Not legal advice. Always have a licensed attorney review any AI-generated contract summary before taking legal action.
Contract Summarizer Review
AI Contract Summarizer:
Spellbook, Harvey, CoCounsel Tested (April 2026)
Last verified April 2026
Verdict
Spellbook wins for contract review inside Microsoft Word for solos and small firms ($39-179/seat/mo, April 2026). Harvey for large firm multi-document workflows. CoCounsel for comprehensive review with integrated legal research. No AI contract summarizer substitutes for attorney review on actionable documents.
Test Document and Results
We ran every tool on a synthetic NDA and a SaaS Master Services Agreement (both published as test artifacts at /methodology). The NDA was 18 pages, the MSA 34 pages. The rubric scored: clause identification accuracy (3 points), non-standard term flagging (2 points), obligation summary completeness (2 points), risk highlight quality (2 points), and interface usability (1 point).
| Tool | NDA Score | MSA Score | Clause ID | Risk Flags | Price (Apr 2026) |
|---|---|---|---|---|---|
| Spellbook | 8.8/10 | 8.5/10 | 94% | Excellent | $39-179/seat/mo |
| Harvey | 9.1/10 | 9.0/10 | 97% | Excellent | Enterprise |
| CoCounsel | 8.7/10 | 8.9/10 | 95% | Very good | Enterprise (TR bundle) |
| Clio Duo | 7.5/10 | 7.2/10 | 83% | Good | Bundled with Clio ($69-129/user) |
| Claude (consumer) | 7.0/10 | 6.8/10 | 76% | Fair - misses non-standard terms | $20/mo |
| ChatGPT Plus | 6.9/10 | 6.7/10 | 74% | Fair - verbose, misses clause context | $20/mo |
Scores reflect our 10-point rubric. Claude and ChatGPT consumer plans are listed only for non-privileged review context.
What AI Gets Right and Wrong on Contracts
Where AI performs well
- Identifying standard clause types (confidentiality, indemnification, limitation of liability, governing law, dispute resolution)

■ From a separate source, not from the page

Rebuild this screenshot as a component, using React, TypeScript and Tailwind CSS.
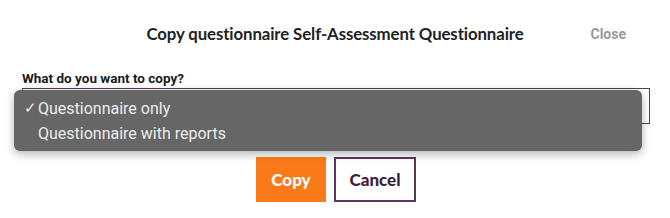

- Flagging non-standard carve-outs and unusual exception language
- Summarizing party obligations and key dates
- Identifying missing standard provisions
- Extracting defined terms and their definitions
Where AI consistently fails
- Identifying risk from the interaction of clauses (where two standard clauses combine to create unusual exposure)
- Jurisdiction-specific legal nuance (a standard limitation-of-liability clause that is unenforceable under California law)
- Context from the deal structure (acceptable in a routine vendor contract, problematic in a strategic partnership)
- Evaluating negotiating position and commercial risk tolerance
- Missing obligations embedded in recitals or definitions rather than operative clauses
Frequently Asked Questions
How does AI contract review work?
AI contract review tools parse the document's text, identify clause types using training data from thousands of contracts, and flag clauses that deviate from standard templates. Tools like Spellbook are fine-tuned specifically on contract language, which makes them significantly more accurate than general-purpose AI (ChatGPT, Claude) for identifying specific clause patterns, non-standard terms, and missing standard provisions. The AI does not understand legal risk in the way an attorney does - it identifies patterns, not legal consequences. Attorney review of flagged items is always required.
What is Spellbook and how much does it cost?
Spellbook is a Microsoft Word add-in specifically designed for contract review. It identifies non-standard clauses, suggests redlines, summarizes contract obligations, and flags potentially problematic provisions. As of April 2026, Spellbook's pricing starts at approximately $39/seat/month for a starter plan, scaling to $179/seat/month for the full professional tier with advanced analytics and multi-document support. They offer a free trial period. It is built on GPT-4 with legal fine-tuning, and does not use your uploaded documents for model training.
Can AI miss important clauses in a contract?
Yes, and this is a critical limitation. AI contract review tools are trained to identify common clause patterns, but they can miss: clauses embedded in unusual formatting, obligations expressed indirectly rather than in standard clause form, context-dependent risk (where a clause is fine in isolation but problematic in the context of the full agreement), jurisdiction-specific nuances, and non-standard defined terms that change the meaning of standard clauses. The ABA guidance is clear: AI identifies patterns, attorneys interpret legal risk. Never substitute AI review for attorney review on high-stakes contracts.